Here is a sanitized version of the SRV record - it’s right:

root@pbx-xxxx:~# dig SRV _sip._udp.host.cloud.provider

; <<>> DiG 9.18.47-1~deb12u1-Debian <<>> SRV _sip._udp.host.cloud.provider
;; global options: +cmd
;; Got answer:
;; ->>HEADER<<- opcode: QUERY, status: NOERROR, id: 10171
;; flags: qr rd ra; QUERY: 1, ANSWER: 4, AUTHORITY: 0, ADDITIONAL: 1

;; OPT PSEUDOSECTION:
; EDNS: version: 0, flags:; udp: 1232
;; QUESTION SECTION:
;_sip._udp.host.cloud.provider. IN SRV

;; ANSWER SECTION:
_sip._udp.host.cloud.provider. 3600 IN SRV 10 50 7000 sbc001.z1.las.myvoip.provider.
_sip._udp.host.cloud.provider. 3600 IN SRV 20 50 7000 sbc002.z1.las.myvoip.provider.
_sip._udp.host.cloud.provider. 3600 IN SRV 30 50 7000 sbc001.z1.grr.myvoip.provider.
_sip._udp.host.cloud.provider. 3600 IN SRV 40 50 7000 sbc002.z1.grr.myvoip.provider.

;; Query time: 7 msec
;; SERVER: xxx.xxx.xxx.xxx#53(xxx.xxx.xxx.xxx) (UDP)
;; WHEN: Tue May 12 13:58:55 MDT 2026
;; MSG SIZE rcvd: 248

Per Joshua’s instruction I have opened an Issue on the Asterisk Tracker - it should get fixed at some point…

And it works right if you have the outbound proxy set, correct or did I misread that?

Yes - Setting the OB Proxy to the working server (sip:xxx.xxx.xxx.xxx) makes it work fine but I found out the hard way this morning - when the primary servers come back online, then having it as the forced OB proxy breaks it again sometimes if the secondary servers change - which it did for 2 customers. I just had to pop on and remove it, but it did stop calls from going out until I did it.

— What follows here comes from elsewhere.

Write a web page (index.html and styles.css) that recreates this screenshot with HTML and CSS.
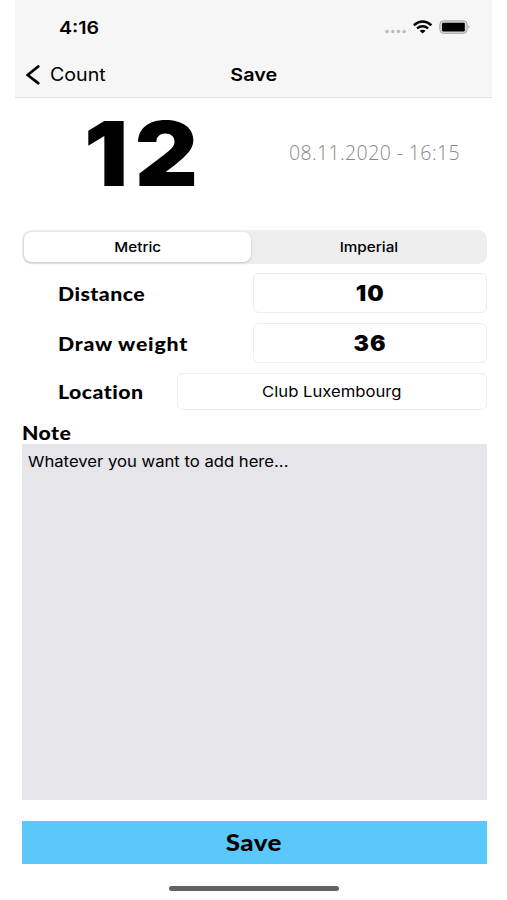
FILE: index.html
```html
<!DOCTYPE html>
<html lang="en">
<head>
    <meta charset="UTF-8">
    <meta name="viewport" content="width=device-width, initial-scale=1.0">
    <title>Save</title>
    <link rel="stylesheet" href="styles.css">
</head>
<body>
    <div class="screen">
        <header class="header">
            <div class="status-bar">
                <span class="time">4:16</span>
                <svg class="status-icons" width="86" height="16" viewBox="0 0 86 16">
                    <g fill="#bcbcbc">
                        <circle cx="3" cy="11.5" r="1.8"/>
                        <circle cx="8.8" cy="11.5" r="1.8"/>
                        <circle cx="14.5" cy="11.5" r="1.8"/>
                        <circle cx="20.2" cy="11.5" r="1.8"/>
                    </g>
                    <g fill="none" stroke="#000" stroke-width="2.4">
                        <path d="M29.8 5.2Q38.6 -2 47.4 5.2"/>
                        <path d="M33 8.4Q38.6 4 44.2 8.4"/>
                    </g>
                    <path d="M35.6 10.7Q38.6 8.6 41.6 10.7L38.6 13.4Z"/>
                    <rect x="55.8" y="0.8" width="27.4" height="12.6" rx="3.8" fill="#d6d6d6" stroke="#a8a8a8" stroke-width="1"/>
                    <rect x="58" y="2.8" width="22.8" height="8.6" rx="1.2"/>
                    <path d="M84.5 5.3Q86.5 7 84.5 8.8Z" fill="#999"/>
                </svg>
            </div>
            <nav class="nav-bar">
                <a class="back">
                    <svg width="14" height="20" viewBox="0 0 14 20" fill="none" stroke="#000" stroke-width="2.8" stroke-linecap="round" stroke-linejoin="round">
                        <path d="M12.2 1.5L1.6 10L12.2 18.2"/>
                    </svg>
                    <span>Count</span>
                </a>
                <h1>Save</h1>
            </nav>
        </header>

        <main class="content">
            <section class="summary">
                <span class="score">12</span>
                <span class="date">08.11.2020 - 16:15</span>
            </section>

            <div class="segments">
                <button class="segment active"><span>Metric</span></button>
                <button class="segment"><span>Imperial</span></button>
            </div>

            <div class="row">
                <span class="label">Distance</span>
                <div class="field"><span class="number">10</span></div>
            </div>
            <div class="row">
                <span class="label weight">Draw weight</span>
                <div class="field"><span class="number">36</span></div>
            </div>
            <div class="row location-row">
                <span class="label">Location</span>
                <div class="field wide"><span class="place">Club Luxembourg</span></div>
            </div>

            <div class="note-title"><span class="label">Note</span></div>
            <div class="note"><span>Whatever you want to add here...</span></div>

            <button class="save"><span>Save</span></button>
        </main>
        <div class="home-indicator"></div>
    </div>
</body>
</html>
```
FILE: styles.css
```css
* {
    box-sizing: border-box;
}

body {
    margin: 0;
    background: #fff;
    color: #000;
    font-family: Inter, sans-serif;
}

button {
    border: none;
    padding: 0;
    font-family: inherit;
    color: #000;
}

.screen {
    width: 477px;
    height: 900px;
    margin-left: 15px;
    overflow: hidden;
}

.header {
    height: 98px;
    background: #f6f6f6;
    border-bottom: 1px solid #e2e2e2;
}

.status-bar {
    display: flex;
    justify-content: space-between;
    height: 54px;
    padding: 20px 22px 0 44px;
}

.time {
    font-size: 17.5px;
    line-height: 15px;
    font-weight: 600;
    transform: scaleX(1.12);
    transform-origin: left;
}

.nav-bar {
    display: grid;
    grid-template-columns: 1fr auto 1fr;
    align-items: center;
    height: 41px;
    padding: 0 11px;
}

.back {
    display: flex;
    align-items: center;
    gap: 10px;
    font-size: 18px;
}

.back span {
    transform: scaleX(1.09);
    transform-origin: left;
}

h1 {
    margin: 0;
    font-size: 17.5px;
    font-weight: 600;
    transform: scaleX(1.13);
}

.content {
    padding: 0 5px 0 7px;
}

.summary {
    display: flex;
    justify-content: space-between;
    align-items: center;
    height: 110px;
    margin-bottom: 22px;
    padding: 0 27px 0 62px;
}

.score {
    font-size: 89px;
    line-height: 110px;
    font-weight: 900;
    letter-spacing: 6px;
    transform: translateY(1px) scaleX(1.1);
    transform-origin: left;
}

.date {
    font-family: "Open Sans", sans-serif;
    font-size: 19.5px;
    font-weight: 300;
    letter-spacing: 0.4px;
    color: #888;
    transform: translateY(-1px);
}

.segments {
    display: flex;
    height: 34px;
    margin-bottom: 9px;
    padding: 2px 0 2px 2px;
    border-radius: 9px;
    background: #eeeeef;
}

.segment {
    width: 235px;
    border-radius: 8px;
    background: none;
    font-size: 13.5px;
    font-weight: 500;
}

.segment span {
    display: inline-block;
    transform: scaleX(1.13);
}

.segment.active {
    width: 227px;
    background: #fff;
    box-shadow: 0 1px 3px rgba(0, 0, 0, 0.18);
}

.row {
    display: flex;
    justify-content: space-between;
    align-items: center;
    height: 40px;
    margin-bottom: 10px;
    padding-left: 36px;
}

.label {
    font-family: Lato, sans-serif;
    font-size: 19px;
    line-height: 23px;
    font-weight: 900;
    font-variant-ligatures: none;
    letter-spacing: 0.4px;
    transform: translateY(-0.5px) scaleX(1.12);
    transform-origin: left;
}

.weight {
    letter-spacing: 0.7px;
}

.field {
    display: flex;
    justify-content: center;
    align-items: center;
    width: 234px;
    height: 100%;
    border: 1px solid #ececec;
    border-radius: 6px;
    font-size: 15px;
}

.number {
    font-size: 21px;
    font-weight: 900;
    letter-spacing: 1px;
    transform: scaleX(1.1);
}

.place {
    transform: scaleX(1.11);
}

.location-row {
    height: 37px;
    margin-bottom: 11px;
}

.wide {
    width: 310px;
}

.note-title {
    display: flex;
    align-items: center;
    height: 23px;
}

.note {
    height: 356px;
    margin-bottom: 21px;
    padding: 8px 6px;
    background: #e5e5ea;
    font-size: 15px;
    line-height: 19px;
}

.note span {
    display: inline-block;
    transform: scaleX(1.11);
    transform-origin: left;
}

.save {
    display: block;
    width: 100%;
    height: 43px;
    background: #5ac8fa;
    font-family: Lato, sans-serif;
    font-size: 22px;
    font-weight: 900;
}

.save span {
    display: inline-block;
    letter-spacing: 0.4px;
    transform: translateX(-1px) scaleX(1.18);
}

.home-indicator {
    width: 170px;
    height: 5px;
    margin: 22px auto 0;
    border-radius: 3px;
    background: #636363;
}
```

It’s a work-around, but not a good one - Joshua gave me a link to the SIP spec that they program to and it specifically says that SIP should step through the list in the SRV record until it get’s a valid response on the Qualify - it’s just stopping after the first server on the list.

Weird bug, and it’s only a problem because the carrier’s Data Center went down forcing the fail-over - it worked for Inbound, just not Outbound.

This is my 5th carrier - True Seamless Fail-Over seems very elusive - no one in the past has been able to have it work correctly, but maybe this bug was the problem all along - I don’t know.

I would love to see a packet trace from a carrier that actually worked - I am thinking that because of this bug, they must do it differently - maybe regenerate the SRV record dynamically putting the (working) servers first on the list - That would bypass this bug.

So in the SIP settings, you have the SIP port set to 0 or blank?

Yes. Blank per instructions.

A work-around to this problem - it’s not elegant, but it works!

All of my FreePBX’s are in the Cloud, so I had to do three things to make this bug stop happening:

  1. Look at the SRV Record under Reports → Asterisk Info and get the list of IP’s specified in the record:

xxx.xxx.251.41/32
xxx.xxx.251.43/32
xxx.xxx.250.41/32
xxx.xxx.250.43/32

Add them as trusted IP’s to your Firewall:

  1. Turn Off Qualify on the Trunk, and then Set the Registration Timeout down to 5 minutes (300 Seconds:

And there you go - Because it is not Qualifying the Trunk, the PJSIP Bug with sending the Qualify to the wrong server (not the one it is registered to) never comes up - It works!